■ Given task
Write out all the lines again, precisely as they stand, but without the images.

■ Available data
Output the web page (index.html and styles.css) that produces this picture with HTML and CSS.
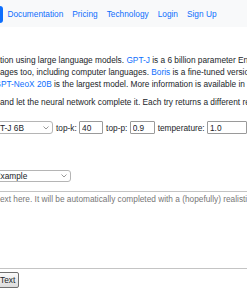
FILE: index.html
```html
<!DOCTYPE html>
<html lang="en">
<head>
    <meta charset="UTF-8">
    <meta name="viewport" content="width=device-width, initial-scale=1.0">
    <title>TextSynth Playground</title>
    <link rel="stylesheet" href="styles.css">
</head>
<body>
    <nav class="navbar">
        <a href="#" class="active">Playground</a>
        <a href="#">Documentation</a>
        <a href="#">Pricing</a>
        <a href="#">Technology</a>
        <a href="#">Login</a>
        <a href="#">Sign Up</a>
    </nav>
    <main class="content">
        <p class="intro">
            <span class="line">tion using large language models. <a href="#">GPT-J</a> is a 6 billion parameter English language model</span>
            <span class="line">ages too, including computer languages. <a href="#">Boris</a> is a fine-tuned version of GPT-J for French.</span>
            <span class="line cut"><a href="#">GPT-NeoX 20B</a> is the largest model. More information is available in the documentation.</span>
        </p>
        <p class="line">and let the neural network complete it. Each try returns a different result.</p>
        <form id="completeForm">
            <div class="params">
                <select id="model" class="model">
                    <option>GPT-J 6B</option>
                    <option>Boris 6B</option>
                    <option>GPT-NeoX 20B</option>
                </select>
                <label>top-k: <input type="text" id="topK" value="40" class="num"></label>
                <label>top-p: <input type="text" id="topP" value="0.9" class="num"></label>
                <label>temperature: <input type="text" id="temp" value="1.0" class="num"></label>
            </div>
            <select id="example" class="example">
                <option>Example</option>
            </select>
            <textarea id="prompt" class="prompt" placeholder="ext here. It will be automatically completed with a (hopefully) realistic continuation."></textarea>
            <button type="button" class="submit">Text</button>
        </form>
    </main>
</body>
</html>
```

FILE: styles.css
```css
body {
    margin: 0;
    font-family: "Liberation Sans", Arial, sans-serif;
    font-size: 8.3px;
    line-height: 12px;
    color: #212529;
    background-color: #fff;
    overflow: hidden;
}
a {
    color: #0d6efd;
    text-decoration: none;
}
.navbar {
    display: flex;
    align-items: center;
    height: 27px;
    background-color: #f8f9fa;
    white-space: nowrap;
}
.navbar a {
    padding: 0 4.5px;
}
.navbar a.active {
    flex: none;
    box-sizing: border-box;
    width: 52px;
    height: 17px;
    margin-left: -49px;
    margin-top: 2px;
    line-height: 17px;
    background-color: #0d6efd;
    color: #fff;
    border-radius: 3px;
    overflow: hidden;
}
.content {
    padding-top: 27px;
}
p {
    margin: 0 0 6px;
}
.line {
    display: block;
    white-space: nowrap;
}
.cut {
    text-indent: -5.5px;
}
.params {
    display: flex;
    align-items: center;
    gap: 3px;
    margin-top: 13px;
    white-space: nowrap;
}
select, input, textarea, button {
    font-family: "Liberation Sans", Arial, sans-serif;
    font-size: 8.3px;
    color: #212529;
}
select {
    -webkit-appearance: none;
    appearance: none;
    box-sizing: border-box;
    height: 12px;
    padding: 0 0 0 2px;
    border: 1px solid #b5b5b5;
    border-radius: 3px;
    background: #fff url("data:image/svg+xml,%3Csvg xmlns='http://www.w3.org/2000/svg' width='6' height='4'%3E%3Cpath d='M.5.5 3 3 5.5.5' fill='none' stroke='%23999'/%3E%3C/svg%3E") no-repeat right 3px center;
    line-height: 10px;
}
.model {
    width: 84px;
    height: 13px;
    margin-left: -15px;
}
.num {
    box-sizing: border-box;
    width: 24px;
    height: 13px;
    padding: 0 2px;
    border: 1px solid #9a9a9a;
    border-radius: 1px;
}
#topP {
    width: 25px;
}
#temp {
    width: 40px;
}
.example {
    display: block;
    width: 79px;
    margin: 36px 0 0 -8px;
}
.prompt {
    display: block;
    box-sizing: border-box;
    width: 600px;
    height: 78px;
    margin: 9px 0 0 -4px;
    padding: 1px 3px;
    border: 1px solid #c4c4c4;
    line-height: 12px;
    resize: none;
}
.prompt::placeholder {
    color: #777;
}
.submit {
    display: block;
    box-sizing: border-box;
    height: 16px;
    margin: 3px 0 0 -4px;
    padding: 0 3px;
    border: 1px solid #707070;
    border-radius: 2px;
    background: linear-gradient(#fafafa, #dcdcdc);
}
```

■ Task answer
Output the web page (index.html and styles.css) that produces this picture with HTML and CSS.
FILE: index.html
```html
<!DOCTYPE html>
<html lang="en">
<head>
    <meta charset="UTF-8">
    <meta name="viewport" content="width=device-width, initial-scale=1.0">
    <title>TextSynth Playground</title>
    <link rel="stylesheet" href="styles.css">
</head>
<body>
    <nav class="navbar">
        <a href="#" class="active">Playground</a>
        <a href="#">Documentation</a>
        <a href="#">Pricing</a>
        <a href="#">Technology</a>
        <a href="#">Login</a>
        <a href="#">Sign Up</a>
    </nav>
    <main class="content">
        <p class="intro">
            <span class="line">tion using large language models. <a href="#">GPT-J</a> is a 6 billion parameter English language model</span>
            <span class="line">ages too, including computer languages. <a href="#">Boris</a> is a fine-tuned version of GPT-J for French.</span>
            <span class="line cut"><a href="#">GPT-NeoX 20B</a> is the largest model. More information is available in the documentation.</span>
        </p>
        <p class="line">and let the neural network complete it. Each try returns a different result.</p>
        <form id="completeForm">
            <div class="params">
                <select id="model" class="model">
                    <option>GPT-J 6B</option>
                    <option>Boris 6B</option>
                    <option>GPT-NeoX 20B</option>
                </select>
                <label>top-k: <input type="text" id="topK" value="40" class="num"></label>
                <label>top-p: <input type="text" id="topP" value="0.9" class="num"></label>
                <label>temperature: <input type="text" id="temp" value="1.0" class="num"></label>
            </div>
            <select id="example" class="example">
                <option>Example</option>
            </select>
            <textarea id="prompt" class="prompt" placeholder="ext here. It will be automatically completed with a (hopefully) realistic continuation."></textarea>
            <button type="button" class="submit">Text</button>
        </form>
    </main>
</body>
</html>
```

FILE: styles.css
```css
body {
    margin: 0;
    font-family: "Liberation Sans", Arial, sans-serif;
    font-size: 8.3px;
    line-height: 12px;
    color: #212529;
    background-color: #fff;
    overflow: hidden;
}
a {
    color: #0d6efd;
    text-decoration: none;
}
.navbar {
    display: flex;
    align-items: center;
    height: 27px;
    background-color: #f8f9fa;
    white-space: nowrap;
}
.navbar a {
    padding: 0 4.5px;
}
.navbar a.active {
    flex: none;
    box-sizing: border-box;
    width: 52px;
    height: 17px;
    margin-left: -49px;
    margin-top: 2px;
    line-height: 17px;
    background-color: #0d6efd;
    color: #fff;
    border-radius: 3px;
    overflow: hidden;
}
.content {
    padding-top: 27px;
}
p {
    margin: 0 0 6px;
}
.line {
    display: block;
    white-space: nowrap;
}
.cut {
    text-indent: -5.5px;
}
.params {
    display: flex;
    align-items: center;
    gap: 3px;
    margin-top: 13px;
    white-space: nowrap;
}
select, input, textarea, button {
    font-family: "Liberation Sans", Arial, sans-serif;
    font-size: 8.3px;
    color: #212529;
}
select {
    -webkit-appearance: none;
    appearance: none;
    box-sizing: border-box;
    height: 12px;
    padding: 0 0 0 2px;
    border: 1px solid #b5b5b5;
    border-radius: 3px;
    background: #fff url("data:image/svg+xml,%3Csvg xmlns='http://www.w3.org/2000/svg' width='6' height='4'%3E%3Cpath d='M.5.5 3 3 5.5.5' fill='none' stroke='%23999'/%3E%3C/svg%3E") no-repeat right 3px center;
    line-height: 10px;
}
.model {
    width: 84px;
    height: 13px;
    margin-left: -15px;
}
.num {
    box-sizing: border-box;
    width: 24px;
    height: 13px;
    padding: 0 2px;
    border: 1px solid #9a9a9a;
    border-radius: 1px;
}
#topP {
    width: 25px;
}
#temp {
    width: 40px;
}
.example {
    display: block;
    width: 79px;
    margin: 36px 0 0 -8px;
}
.prompt {
    display: block;
    box-sizing: border-box;
    width: 600px;
    height: 78px;
    margin: 9px 0 0 -4px;
    padding: 1px 3px;
    border: 1px solid #c4c4c4;
    line-height: 12px;
    resize: none;
}
.prompt::placeholder {
    color: #777;
}
.submit {
    display: block;
    box-sizing: border-box;
    height: 16px;
    margin: 3px 0 0 -4px;
    padding: 0 3px;
    border: 1px solid #707070;
    border-radius: 2px;
    background: linear-gradient(#fafafa, #dcdcdc);
}
```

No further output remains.